BEGIN
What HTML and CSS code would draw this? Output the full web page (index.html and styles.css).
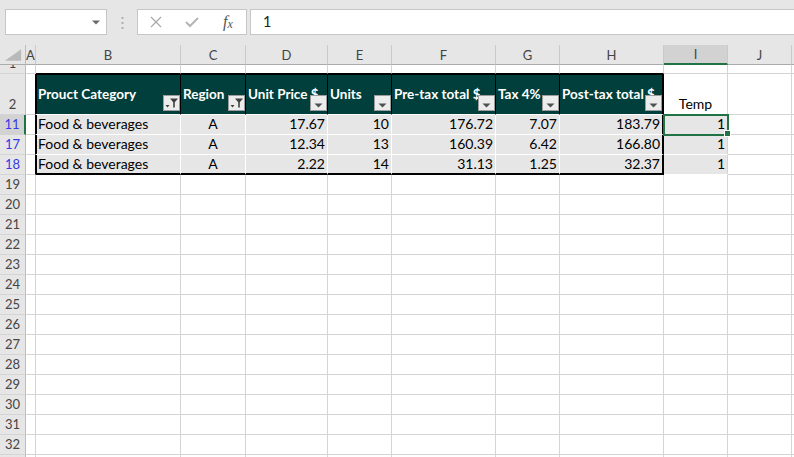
FILE: index.html
```html
<!DOCTYPE html>
<html>
<head>
<meta charset="utf-8">
<link rel="stylesheet" href="styles.css">
</head>
<body>
<div class="bar">
  <div class="namebox"><svg width="8" height="5" viewBox="0 0 8 5"><path d="M0 0.5h8L4 4.5z" fill="#6a6a6a"/></svg></div>
  <svg class="dots" width="3" height="12" viewBox="0 0 3 12"><rect x="0.5" y="0" width="2" height="2" fill="#b0b0b0"/><rect x="0.5" y="5" width="2" height="2" fill="#b0b0b0"/><rect x="0.5" y="10" width="2" height="2" fill="#b0b0b0"/></svg>
  <div class="fbtns">
    <span class="fb"><svg width="12" height="12" viewBox="0 0 12 12"><path d="M1 1L11 11M11 1L1 11" stroke="#a8a8a8" stroke-width="1.2" fill="none"/></svg></span>
    <span class="fb"><svg width="14" height="12" viewBox="0 0 14 12"><path d="M1 6l4 4L13 2" fill="none" stroke="#b4b4b4" stroke-width="2"/></svg></span>
    <span class="fb fx">f<span class="fxx">x</span></span>
  </div>
  <div class="finput">1</div>
</div>
<div class="sheet">
  <div class="ch corner"><svg width="26" height="20" viewBox="0 0 26 20"><path d="M22 4V16H5z" fill="#b9b9b9"/></svg></div>
  <div class="ch">A</div><div class="ch">B</div><div class="ch">C</div><div class="ch">D</div><div class="ch">E</div><div class="ch">F</div><div class="ch">G</div><div class="ch">H</div><div class="ch sel">I</div><div class="ch">J</div><div class="ch"></div>

  <div class="rh r1"><span>1</span></div><div class="c"></div><div class="c tt"></div><div class="c tt"></div><div class="c tt"></div><div class="c tt"></div><div class="c tt"></div><div class="c tt"></div><div class="c tt"></div><div class="c"></div><div class="c"></div><div class="c"></div>

  <div class="rh">2</div><div class="c ta"></div>
  <div class="c th first"><span>Prouct Category</span><i class="fbtn"><svg width="15" height="14" viewBox="0 0 15 14"><path d="M6 2.5h8l-3.2 3.8v5.2h-1.6V6.3z" fill="#404040"/><path d="M1.5 9h4l-2 2.5z" fill="#404040"/></svg></i></div>
  <div class="c th"><span>Region</span><i class="fbtn"><svg width="15" height="14" viewBox="0 0 15 14"><path d="M6 2.5h8l-3.2 3.8v5.2h-1.6V6.3z" fill="#404040"/><path d="M1.5 9h4l-2 2.5z" fill="#404040"/></svg></i></div>
  <div class="c th"><span>Unit Price $</span><i class="fbtn"><svg width="15" height="14" viewBox="0 0 15 14"><path d="M3.5 7.5h8l-4 4z" fill="#505050"/></svg></i></div>
  <div class="c th"><span>Units</span><i class="fbtn"><svg width="15" height="14" viewBox="0 0 15 14"><path d="M3.5 7.5h8l-4 4z" fill="#505050"/></svg></i></div>
  <div class="c th"><span>Pre-tax total $</span><i class="fbtn"><svg width="15" height="14" viewBox="0 0 15 14"><path d="M3.5 7.5h8l-4 4z" fill="#505050"/></svg></i></div>
  <div class="c th"><span>Tax 4%</span><i class="fbtn"><svg width="15" height="14" viewBox="0 0 15 14"><path d="M3.5 7.5h8l-4 4z" fill="#505050"/></svg></i></div>
  <div class="c th last"><span>Post-tax total $</span><i class="fbtn"><svg width="15" height="14" viewBox="0 0 15 14"><path d="M3.5 7.5h8l-4 4z" fill="#505050"/></svg></i></div>
  <div class="c ctr">Temp</div><div class="c"></div><div class="c"></div>

  <div class="rh sel flt">11</div><div class="c ta"></div>
  <div class="c td first">Food &amp; beverages</div><div class="c td ctr">A</div><div class="c td num">17.67</div><div class="c td num">10</div><div class="c td num">176.72</div><div class="c td num">7.07</div><div class="c td num last">183.79</div>
  <div class="c num gray selc">1</div><div class="c"></div><div class="c"></div>

  <div class="rh flt">17</div><div class="c ta"></div>
  <div class="c td first">Food &amp; beverages</div><div class="c td ctr">A</div><div class="c td num">12.34</div><div class="c td num">13</div><div class="c td num">160.39</div><div class="c td num">6.42</div><div class="c td num last">166.80</div>
  <div class="c num gray">1</div><div class="c"></div><div class="c"></div>

  <div class="rh flt">18</div><div class="c ta"></div>
  <div class="c td first bot">Food &amp; beverages</div><div class="c td ctr bot">A</div><div class="c td num bot">2.22</div><div class="c td num bot">14</div><div class="c td num bot">31.13</div><div class="c td num bot">1.25</div><div class="c td num last bot">32.37</div>
  <div class="c num gray">1</div><div class="c"></div><div class="c"></div>

  <div class="rh">19</div><div class="c"></div><div class="c"></div><div class="c"></div><div class="c"></div><div class="c"></div><div class="c"></div><div class="c"></div><div class="c"></div><div class="c"></div><div class="c"></div><div class="c"></div>
  <div class="rh">20</div><div class="c"></div><div class="c"></div><div class="c"></div><div class="c"></div><div class="c"></div><div class="c"></div><div class="c"></div><div class="c"></div><div class="c"></div><div class="c"></div><div class="c"></div>
  <div class="rh">21</div><div class="c"></div><div class="c"></div><div class="c"></div><div class="c"></div><div class="c"></div><div class="c"></div><div class="c"></div><div class="c"></div><div class="c"></div><div class="c"></div><div class="c"></div>
  <div class="rh">22</div><div class="c"></div><div class="c"></div><div class="c"></div><div class="c"></div><div class="c"></div><div class="c"></div><div class="c"></div><div class="c"></div><div class="c"></div><div class="c"></div><div class="c"></div>
  <div class="rh">23</div><div class="c"></div><div class="c"></div><div class="c"></div><div class="c"></div><div class="c"></div><div class="c"></div><div class="c"></div><div class="c"></div><div class="c"></div><div class="c"></div><div class="c"></div>
  <div class="rh">24</div><div class="c"></div><div class="c"></div><div class="c"></div><div class="c"></div><div class="c"></div><div class="c"></div><div class="c"></div><div class="c"></div><div class="c"></div><div class="c"></div><div class="c"></div>
  <div class="rh">25</div><div class="c"></div><div class="c"></div><div class="c"></div><div class="c"></div><div class="c"></div><div class="c"></div><div class="c"></div><div class="c"></div><div class="c"></div><div class="c"></div><div class="c"></div>
  <div class="rh">26</div><div class="c"></div><div class="c"></div><div class="c"></div><div class="c"></div><div class="c"></div><div class="c"></div><div class="c"></div><div class="c"></div><div class="c"></div><div class="c"></div><div class="c"></div>
  <div class="rh">27</div><div class="c"></div><div class="c"></div><div class="c"></div><div class="c"></div><div class="c"></div><div class="c"></div><div class="c"></div><div class="c"></div><div class="c"></div><div class="c"></div><div class="c"></div>
  <div class="rh">28</div><div class="c"></div><div class="c"></div><div class="c"></div><div class="c"></div><div class="c"></div><div class="c"></div><div class="c"></div><div class="c"></div><div class="c"></div><div class="c"></div><div class="c"></div>
  <div class="rh">29</div><div class="c"></div><div class="c"></div><div class="c"></div><div class="c"></div><div class="c"></div><div class="c"></div><div class="c"></div><div class="c"></div><div class="c"></div><div class="c"></div><div class="c"></div>
  <div class="rh">30</div><div class="c"></div><div class="c"></div><div class="c"></div><div class="c"></div><div class="c"></div><div class="c"></div><div class="c"></div><div class="c"></div><div class="c"></div><div class="c"></div><div class="c"></div>
  <div class="rh">31</div><div class="c"></div><div class="c"></div><div class="c"></div><div class="c"></div><div class="c"></div><div class="c"></div><div class="c"></div><div class="c"></div><div class="c"></div><div class="c"></div><div class="c"></div>
  <div class="rh">32</div><div class="c"></div><div class="c"></div><div class="c"></div><div class="c"></div><div class="c"></div><div class="c"></div><div class="c"></div><div class="c"></div><div class="c"></div><div class="c"></div><div class="c"></div>
  <div class="rh"></div><div class="c"></div><div class="c"></div><div class="c"></div><div class="c"></div><div class="c"></div><div class="c"></div><div class="c"></div><div class="c"></div><div class="c"></div><div class="c"></div><div class="c"></div>
</div>
</body>
</html>
```
FILE: styles.css
```css
html, body {
  margin: 0;
  padding: 0;
}
body {
  width: 794px;
  height: 457px;
  overflow: hidden;
  background: #e6e6e6;
  font-family: Lato, "Liberation Sans", sans-serif;
}

/* formula bar */
.bar {
  height: 45px;
  box-sizing: border-box;
  padding: 9px 0 0 5px;
  display: flex;
  align-items: flex-start;
  background: #e6e6e6;
}
.namebox {
  width: 102px;
  height: 26px;
  box-sizing: border-box;
  background: #fff;
  border: 1px solid #c6c6c6;
  display: flex;
  align-items: center;
  justify-content: flex-end;
  padding-right: 6px;
}
.dots {
  margin: 8px 0 0 14px;
}
.fbtns {
  margin-left: 13px;
  width: 110px;
  height: 26px;
  box-sizing: border-box;
  background: #fff;
  border: 1px solid #c6c6c6;
  display: flex;
  align-items: center;
}
.fb {
  width: 36px;
  height: 24px;
  display: flex;
  align-items: center;
  justify-content: center;
}
.fx {
  font-family: "Liberation Serif", serif;
  font-style: italic;
  font-size: 16px;
  color: #555;
}
.fxx {
  font-size: 12px;
  position: relative;
  top: 2px;
}
.finput {
  margin-left: 3px;
  flex: 1;
  height: 26px;
  box-sizing: border-box;
  background: #fff;
  border: 1px solid #c6c6c6;
  border-right: none;
  padding-left: 12px;
  font-size: 14.5px;
  line-height: 24px;
  color: #222;
}

/* sheet grid */
.sheet {
  height: 412px;
  display: grid;
  grid-template-columns: 26px 10px 145px 65px 82px 64px 104px 64px 104px 64px 64px 1fr;
  grid-template-rows: 20px 9px 41px repeat(17, 20px) 1fr;
  background: #fff;
  overflow: hidden;
}
.ch {
  box-sizing: border-box;
  background: #e6e6e6;
  border-right: 1px solid #cacaca;
  border-bottom: 1px solid #ababab;
  display: flex;
  align-items: center;
  justify-content: center;
  font-size: 13px;
  color: #444;
  overflow: hidden;
  min-width: 0;
}
.ch.corner {
  border-right-color: #bdbdbd;
}
.ch.sel {
  background: #d2d2d2;
  border-bottom: 2px solid #217346;
}
.rh {
  box-sizing: border-box;
  background: #e6e6e6;
  border-right: 1px solid #bdbdbd;
  border-bottom: 1px solid #d4d4d4;
  display: flex;
  align-items: flex-end;
  justify-content: center;
  padding-bottom: 1px;
  font-size: 13px;
  line-height: 17px;
  color: #444;
  overflow: hidden;
  min-height: 0;
}
.rh.r1 {
  align-items: flex-start;
}
.rh.r1 span {
  margin-top: -10px;
}
.rh.sel {
  background: #d2d2d2;
  border-right: 2px solid #217346;
}
.rh.flt {
  color: #3737e6;
}

.c {
  box-sizing: border-box;
  border-right: 1px solid #d4d4d4;
  border-bottom: 1px solid #d4d4d4;
  background: #fff;
  display: flex;
  align-items: flex-end;
  padding: 0 2px 2px 2px;
  font-size: 14px;
  line-height: 17px;
  color: #000;
  white-space: nowrap;
  overflow: hidden;
  min-width: 0;
  min-height: 0;
}
.num {
  justify-content: flex-end;
}
.ctr {
  justify-content: center;
}
.ta {
  border-right-color: #000;
}
.tt {
  border-bottom-color: #000;
}
.td {
  background: #e7e6e6;
  border-right-color: #fff;
  border-bottom-color: #fff;
}
.td.first {
  box-shadow: inset 1px 0 0 #000;
}
.td.last,
.th.last {
  border-right: 2px solid #000;
}
.td.bot {
  border-bottom: 2px solid #000;
  padding-bottom: 1px;
}
.th {
  position: relative;
  background: #003f3c;
  color: #fff;
  font-weight: 700;
  font-size: 13.5px;
  align-items: center;
  padding-bottom: 0;
  border-right-color: #000;
  border-bottom-color: #fff;
  box-shadow: inset 0 1px 0 #000;
}
.th.first {
  box-shadow: inset 1px 1px 0 #000;
}
.fbtn {
  position: absolute;
  right: 0;
  bottom: 3px;
  width: 17px;
  height: 16px;
  box-sizing: border-box;
  background: #ececec;
  border: 1px solid #9c9c9c;
  display: flex;
  align-items: center;
  justify-content: center;
}
.gray {
  background: #e7e6e6;
  border-bottom-color: #fff;
}
.selc {
  position: relative;
  z-index: 2;
  overflow: visible;
  outline: 2px solid #217346;
  outline-offset: -1px;
}
.selc::after {
  content: "";
  position: absolute;
  right: -4px;
  bottom: -3px;
  width: 5px;
  height: 5px;
  background: #217346;
  border: 1px solid #fff;
}
```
END
* EXERCISE OBJECTIVE *
Isolate the lines above that contain the word "index" and copy them.

* WRITTEN SOLUTION *
What HTML and CSS code would draw this? Output the full web page (index.html and styles.css).
FILE: index.html
  z-index: 2;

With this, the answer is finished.